What Form will the US-Kenyan Partnership on Health Take in the Coming Years?
August 15, 2009
What form will the US-Kenyan partnership on health take in the coming years? Will it be one in which the U.S. stays very deeply engaged over many years, while the Kenyan government takes on greater ownership of health programs, ensuring long-term sustainability? That is a macro question we will be pondering during and after this trip. There is no immediate answer, and much hope, but there are several important issues to consider, including the state of the overall bilateral relationship.
The United States has made a very big play the past several years in regard to health in Kenya. The major driver is the President's Emergency Plan for AIDS Relief (PEPFAR). Of the 300,000 people on life-sustaining therapy today in Kenya, the U.S. supports 190,000 of them. Expenditure this year on HIV/AIDS programs is vast, $534 million. Kenya joins with South Africa and Nigeria as among the three top countries for U.S. health investments in the past five years. It is a global priority where much is at stake for the United States and Kenya.
The next phase of U.S. engagement in health in Kenya involves concluding a negotiated Partnership Framework with the Kenyan government that lays out reciprocal commitments – for both the U.S. and Kenya -- over the coming years. That process is under way but has not yet been concluded; it is expected that Kenya will be among the first countries where such a framework does come into force in 2009.

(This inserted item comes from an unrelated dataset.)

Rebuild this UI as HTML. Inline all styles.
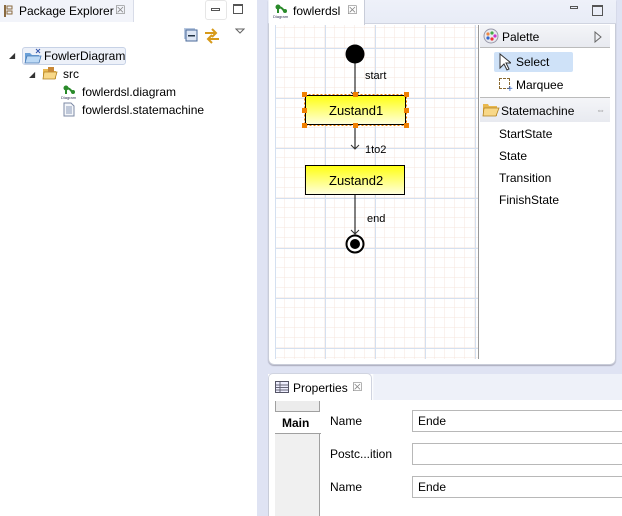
<!DOCTYPE html>
<html><head><style>
*{margin:0;padding:0;box-sizing:border-box}
body{width:622px;height:516px;overflow:hidden;background:#dfe3f3;font-family:"Liberation Sans","DejaVu Sans",sans-serif;font-size:12px;color:#000;position:relative}
.a{position:absolute}
.t{position:absolute;white-space:nowrap}
</style></head><body>
<!-- left panel -->
<div class="a" style="left:0;top:0;width:257px;height:516px;background:#fff"></div>
<div class="a" style="left:0;top:0;width:134px;height:22px;background:#f2f4fa;border-right:1px solid #d8dce8"></div>
<svg class="a" style="left:3px;top:4px" width="10" height="14"><rect x="1" y="1" width="2" height="12" fill="#8a6a40"/><rect x="4" y="2" width="5" height="3" fill="none" stroke="#8a6a40"/><rect x="4" y="7" width="5" height="3" fill="none" stroke="#8a6a40"/></svg>
<div class="t" style="left:19px;top:4px">Package Explorer</div>
<div class="t" style="left:115px;top:3px;color:#888;font-size:12px">&#x2612;</div>
<div class="a" style="left:205px;top:0;width:22px;height:20px;border:1px solid #e6e6e6;border-radius:3px"></div>
<div class="a" style="left:211px;top:8px;width:9px;height:3px;border:1px solid #555"></div>
<div class="a" style="left:233px;top:4px;width:10px;height:10px;border:1px solid #555;border-top-width:2px"></div>
<svg class="a" style="left:182px;top:27px" width="16" height="16"><rect x="2" y="1" width="11" height="11" fill="#b8c8e0"/><rect x="4" y="3" width="11" height="11" fill="#dde6f4" stroke="#4a6a9a"/><rect x="6" y="8" width="7" height="1.5" fill="#234"/></svg>
<svg class="a" style="left:203px;top:27px" width="18" height="18"><path d="M2 6h11M9 2l4 4-4 4M16 12H5M9 8l-4 4 4 4" stroke="#d79a1a" stroke-width="2" fill="none"/></svg>
<svg class="a" style="left:235px;top:28px" width="10" height="6"><path d="M1 1h8L5 5z" fill="none" stroke="#666"/></svg>
<div class="t" style="left:9px;top:51px;font-size:8px;color:#333">&#x25E2;</div>
<div class="a" style="left:22px;top:47px;width:104px;height:18px;background:#edf1f9;border:1px solid #c7d2e6;border-radius:3px"></div>
<svg class="a" style="left:24px;top:48px" width="18" height="16"><path d="M1 5h5l2 2h7v8H1z" fill="#6aa0d8"/><path d="M3 8h14l-2 7H1z" fill="#bcd9f5" stroke="#4a7ab4" stroke-width=".8"/><path d="M12 1l4 4M16 1l-4 4" stroke="#3355aa"/></svg>
<div class="t" style="left:44px;top:49px">FowlerDiagram</div>
<div class="t" style="left:29px;top:70px;font-size:8px;color:#333">&#x25E2;</div>
<svg class="a" style="left:42px;top:66px" width="16" height="14"><path d="M1 3h5l1 2h7v8H1z" fill="#e8b850"/><path d="M2 6h13l-2 7H1z" fill="#f8d888" stroke="#b08020" stroke-width=".8"/><rect x="6" y="1" width="6" height="5" fill="#c88838"/></svg>
<div class="t" style="left:63px;top:67px">src</div>
<svg class="a" style="left:61px;top:84px" width="18" height="16"><circle cx="5" cy="4" r="2.5" fill="#2a8a2a"/><path d="M5 4q4 0 6 4M5 4v6" stroke="#2a8a2a" stroke-width="2" fill="none"/><circle cx="12" cy="8" r="2" fill="#2a8a2a"/><text x="0" y="15" font-size="4" fill="#335">Diagram</text></svg>
<div class="t" style="left:82px;top:85px">fowlerdsl.diagram</div>
<svg class="a" style="left:63px;top:102px" width="12" height="15"><path d="M1 1h7l3 3v10H1z" fill="#f4f6fa" stroke="#7d8aa4"/><path d="M3 5h6M3 7h6M3 9h6M3 11h6" stroke="#8a9ab8"/></svg>
<div class="t" style="left:82px;top:103px">fowlerdsl.statemachine</div>

<!-- editor panel -->
<div class="a" style="left:268px;top:0;width:348px;height:365px;background:#fff;border:1px solid #c8ccd8;border-top:none;border-radius:0 0 6px 6px;box-shadow:0 1px 1px #aab"></div>
<div class="a" style="left:268px;top:0;width:348px;height:24px;background:linear-gradient(#eef1f9,#e8ecf6);border-bottom:1px solid #d0d4e0"></div>
<div class="a" style="left:269px;top:0;width:96px;height:25px;background:#fff;border-right:1px solid #c8ccd8"></div>
<svg class="a" style="left:273px;top:3px" width="18" height="16"><circle cx="5" cy="4" r="2.5" fill="#2a8a2a"/><path d="M5 4q4 0 6 4M5 4v6" stroke="#2a8a2a" stroke-width="2" fill="none"/><circle cx="12" cy="8" r="2" fill="#2a8a2a"/><text x="0" y="15" font-size="4" fill="#335">Diagram</text></svg>
<div class="t" style="left:293px;top:4px">fowlerdsl</div>
<div class="t" style="left:347px;top:3px;color:#888">&#x2612;</div>
<div class="a" style="left:570px;top:6px;width:8px;height:3px;border:1px solid #555"></div>
<div class="a" style="left:592px;top:5px;width:11px;height:11px;border:1px solid #555;border-top-width:2px"></div>
<!-- canvas -->
<svg class="a" style="left:275px;top:25px" width="204" height="334">
<defs>
<pattern id="mi" width="10" height="10" patternUnits="userSpaceOnUse" x="0" y="3"><path d="M10 0V10M0 10H10" stroke="#f6e6dc" stroke-width="1"/></pattern>
<pattern id="ma" width="50" height="50" patternUnits="userSpaceOnUse" x="0" y="23"><path d="M0.5 0V50M0 0.5H50" stroke="#d4e0f0" stroke-width="1"/></pattern>
<linearGradient id="yg" x1="0" y1="0" x2="0" y2="1"><stop offset="0" stop-color="#ffff10"/><stop offset="1" stop-color="#ffffe0"/></linearGradient>
</defs>
<rect width="204" height="334" fill="#fff"/>
<rect width="204" height="334" fill="url(#mi)"/>
<rect width="204" height="334" fill="url(#ma)"/>
<path d="M203.5 0V334" stroke="#999"/>
<circle cx="80" cy="29" r="9.5" fill="#000"/>
<path d="M80 38V124M80 170V210" stroke="#000"/>
<path d="M76 67l4 4 4-4M76 120l4 4 4-4M76 205l4 4 4-4" stroke="#333" fill="none"/>
<text x="90" y="54" font-size="11" font-family="Liberation Sans">start</text>
<text x="90" y="128" font-size="11" font-family="Liberation Sans">1to2</text>
<text x="92" y="197" font-size="11" font-family="Liberation Sans">end</text>
<rect x="30.5" y="70.5" width="100" height="29" fill="url(#yg)" stroke="#000"/>
<rect x="29.5" y="69.5" width="102" height="31" fill="none" stroke="#f08000" stroke-dasharray="2 2"/>
<g fill="#f08000"><rect x="27" y="67" width="5" height="5"/><rect x="78" y="67" width="5" height="5"/><rect x="129" y="67" width="5" height="5"/><rect x="27" y="83" width="5" height="5"/><rect x="129" y="83" width="5" height="5"/><rect x="27" y="98" width="5" height="5"/><rect x="78" y="98" width="5" height="5"/><rect x="129" y="98" width="5" height="5"/></g>
<text x="54" y="90" font-size="13" font-family="Liberation Sans">Zustand1</text>
<rect x="30.5" y="140.5" width="99" height="29" fill="url(#yg)" stroke="#000"/>
<text x="54" y="160" font-size="13" font-family="Liberation Sans">Zustand2</text>
<circle cx="80" cy="219" r="8.5" fill="#fff" stroke="#000" stroke-width="2"/>
<circle cx="80" cy="219" r="5" fill="#000"/>
</svg>
<!-- palette -->
<div class="a" style="left:480px;top:25px;width:130px;height:22px;background:linear-gradient(#f4f5f8,#e8eaf0)"></div>
<svg class="a" style="left:483px;top:28px" width="16" height="16"><circle cx="8" cy="8" r="7" fill="#e8eaf0" stroke="#99a"/><circle cx="5" cy="6" r="1.6" fill="#e84"/><circle cx="9" cy="5" r="1.6" fill="#4a4"/><circle cx="12" cy="8" r="1.6" fill="#c3c"/><circle cx="5" cy="10" r="1.6" fill="#36c"/><circle cx="9" cy="11" r="1.6" fill="#e33"/></svg>
<div class="t" style="left:502px;top:30px">Palette</div>
<svg class="a" style="left:594px;top:31px" width="8" height="12"><path d="M1 1l6 5-6 5z" fill="none" stroke="#666"/></svg>
<div class="a" style="left:480px;top:47px;width:130px;height:1px;background:#bbb"></div>
<div class="a" style="left:494px;top:52px;width:79px;height:20px;background:#cfe2f8;border-radius:2px"></div>
<svg class="a" style="left:499px;top:53px" width="12" height="18"><path d="M1 1v14l4-4 3 6 2-1-3-6h5z" fill="#fff" stroke="#333"/></svg>
<div class="t" style="left:516px;top:55px">Select</div>
<div class="a" style="left:499px;top:78px;width:11px;height:11px;border:1px dashed #8a6a30"></div>
<div class="t" style="left:507px;top:84px;color:#36c;font-size:10px">+</div>
<div class="t" style="left:516px;top:78px">Marquee</div>
<div class="a" style="left:480px;top:97px;width:130px;height:1px;background:#bbb"></div>
<div class="a" style="left:480px;top:98px;width:130px;height:24px;background:linear-gradient(#f4f5f8,#e8eaf0)"></div>
<svg class="a" style="left:482px;top:103px" width="18" height="14"><path d="M1 1h5l1 2h8v10H1z" fill="#e8b850"/><path d="M2 5h15l-3 8H1z" fill="#f8d888" stroke="#b08020" stroke-width=".8"/></svg>
<div class="t" style="left:501px;top:104px">Statemachine</div>
<div class="t" style="left:596px;top:105px;color:#888;font-size:9px">&#x21D4;</div>
<div class="t" style="left:499px;top:127px">StartState</div>
<div class="t" style="left:499px;top:149px">State</div>
<div class="t" style="left:499px;top:171px">Transition</div>
<div class="t" style="left:499px;top:193px">FinishState</div>

<!-- properties -->
<div class="a" style="left:268px;top:374px;width:354px;height:142px;background:#fff;border-left:1px solid #c8ccd8;border-top:1px solid #dde"></div>
<div class="a" style="left:268px;top:374px;width:354px;height:26px;background:linear-gradient(90deg,#fff 0,#fff 104px,#eef1f9 106px)"></div>
<div class="a" style="left:268px;top:373px;width:104px;height:27px;background:#fff;border:1px solid #d0d4e0;border-bottom:none;border-radius:5px 5px 0 0"></div>
<svg class="a" style="left:275px;top:381px" width="14" height="12"><rect x=".5" y=".5" width="13" height="11" fill="#eef" stroke="#556"/><path d="M1 4h12M1 6.5h12M1 9h12M5 1v10" stroke="#667"/></svg>
<div class="t" style="left:293px;top:381px">Properties</div>
<div class="t" style="left:352px;top:380px;color:#888">&#x2612;</div>
<div class="a" style="left:275px;top:401px;width:45px;height:115px;background:#f0f0f0;border-right:1px solid #a0a0a0"></div>
<div class="a" style="left:275px;top:401px;width:45px;height:11px;background:#ececec;border:1px solid #a0a0a0;border-top:none"></div>
<div class="a" style="left:275px;top:412px;width:46px;height:22px;background:#fff;border-bottom:1px solid #a0a0a0"></div>
<div class="t" style="left:282px;top:416px;font-weight:bold">Main</div>
<div class="t" style="left:330px;top:414px">Name</div>
<div class="t" style="left:330px;top:447px">Postc...ition</div>
<div class="t" style="left:330px;top:480px">Name</div>
<div class="a" style="left:412px;top:410px;width:214px;height:22px;border:1px solid #b8b8b8;background:#fff"></div>
<div class="a" style="left:412px;top:443px;width:214px;height:22px;border:1px solid #b8b8b8;background:#fff"></div>
<div class="a" style="left:412px;top:476px;width:214px;height:22px;border:1px solid #b8b8b8;background:#fff"></div>
<div class="t" style="left:418px;top:414px">Ende</div>
<div class="t" style="left:418px;top:480px">Ende</div>
</body></html>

There is no doubt the U.S.-Kenyan partnership has had substantial impacts. Mention has already been made of the significant numbers of Kenyans now on ARVs. Cooperation in joint planning has improved a great deal. HIV prevention efforts have moved ahead through a high level task force, and prevention investments have contributed to significant reductions in new HIV cases and the lowering of national HIV prevalence. A new Demographic and Health Survey (expected to be released at the end of September) reportedly documents recent major health gains. Kenyan-U.S. technical cooperation is strong, and the younger generation of nurses, doctors, lab technicians and outreach workers have demonstrated great skill and commitment.
Kenya has seen 700 ARV sites established; much innovation in counseling and testing; big gains in male circumcision (especially in the Nyanza province), and the nearly universal prevention of mother-to-child transmission of HIV.
The Kenyan government’s performance has however been very mixed. Official budget levels for health remain modest and 35-40 percent of annual budget allotments typically go unspent. We heard during our visit many observers repeatedly claim the government commitment on health is "anemic." We heard also repeatedly that the official procurement system remains highly problematic, prone to disruptions ("stockouts") and mismanagement.
The broader political environment has intruded negatively. The unsteady unity government cobbled together in spring 2008 (following the violent internal crisis after the December 2007 elections) resulted in the health ministry getting cleaved into two entities. This unnatural and costly partitioning carries from the national to the provincial to the district levels. The Ministry of Medical Services is now a separate entity from the Ministry of Public Health and Sanitation, the former led by a personality identified with Prime Minister Raila Odinga's Orange Democratic Movement (ODM), the latter by someone identified with President Kibaki's Party of National Unity.
In this same period, the number of districts in the country has multiplied, creating further administrative fragmentation.
One final important point: Our bilateral relations are shifting towards confrontation over highly sensitive political and human rights issues and this could potentially impact the future partnership on health, should the bilateral relationship deteriorate. Last week Secretary Clinton visited Kenya and delivered an exceptionally tough message. She communicated that President Obama is deeply concerned that there be concrete progress on several fronts: an independent tribunal to investigate the extreme violence that killed 1500 and displaced 350,000 following the December 2007 elections; police reform; constitutional reform; and strengthening of anti-corruption institutions. This marks the opening of a delicate, uncertain new phase in U.S.-Kenyan bilateral relations.